Bookmark and Share

Notice: On March 31, it was announced that Statalist is moving from an email list to a forum. The old list will shut down at the end of May, and its replacement, statalist.org is already up and running.


[Date Prev][Date Next][Thread Prev][Thread Next][Date Index][Thread Index]

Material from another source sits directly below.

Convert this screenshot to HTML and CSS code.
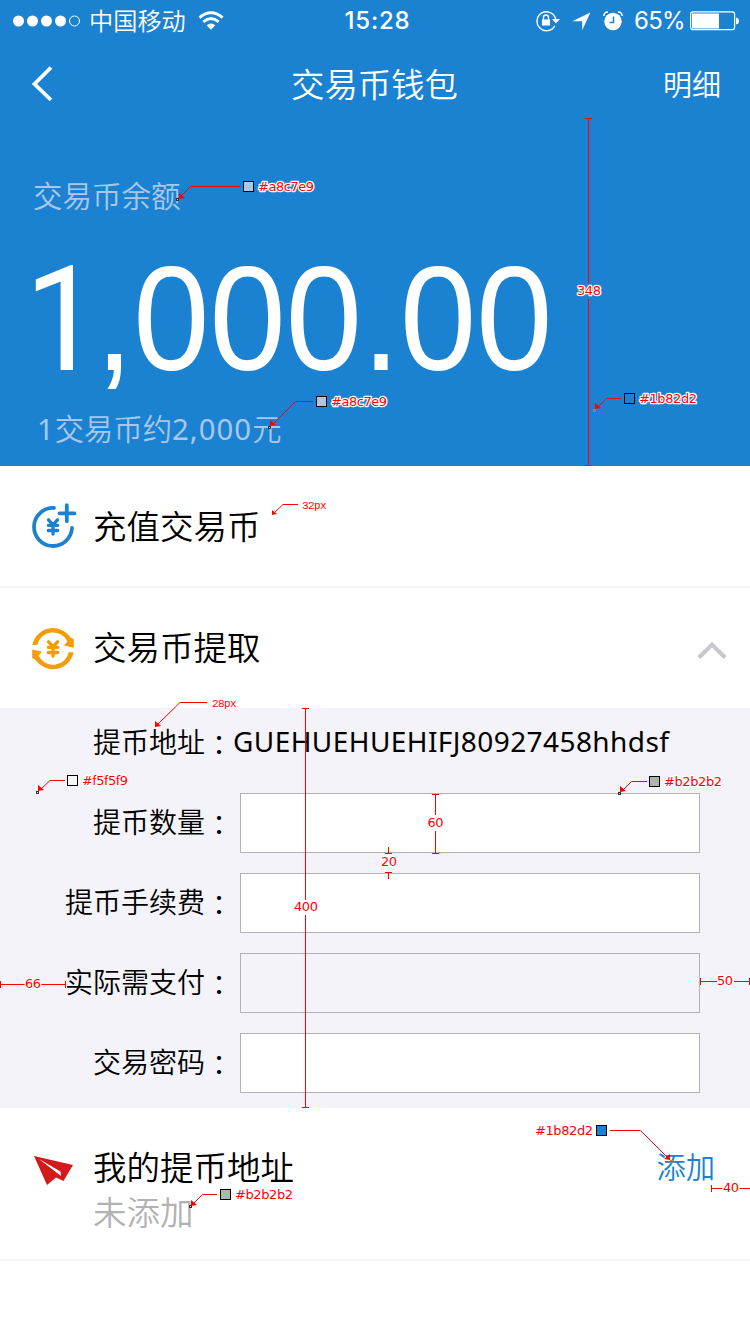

st: RE: AW: RE: Evaluating a set of conditions


From   "Nick Cox" <n.j.cox@durham.ac.uk>
To   <statalist@hsphsun2.harvard.edu>
Subject   st: RE: AW: RE: Evaluating a set of conditions
Date   Wed, 23 Jun 2010 13:59:44 +0100

Yes, if there are missings it's more complicated than my initial answer
could suggest. 

(a == 1) & (((b == 1) + (c ==1) + (d == 1) + (e == 1)) >= 2) 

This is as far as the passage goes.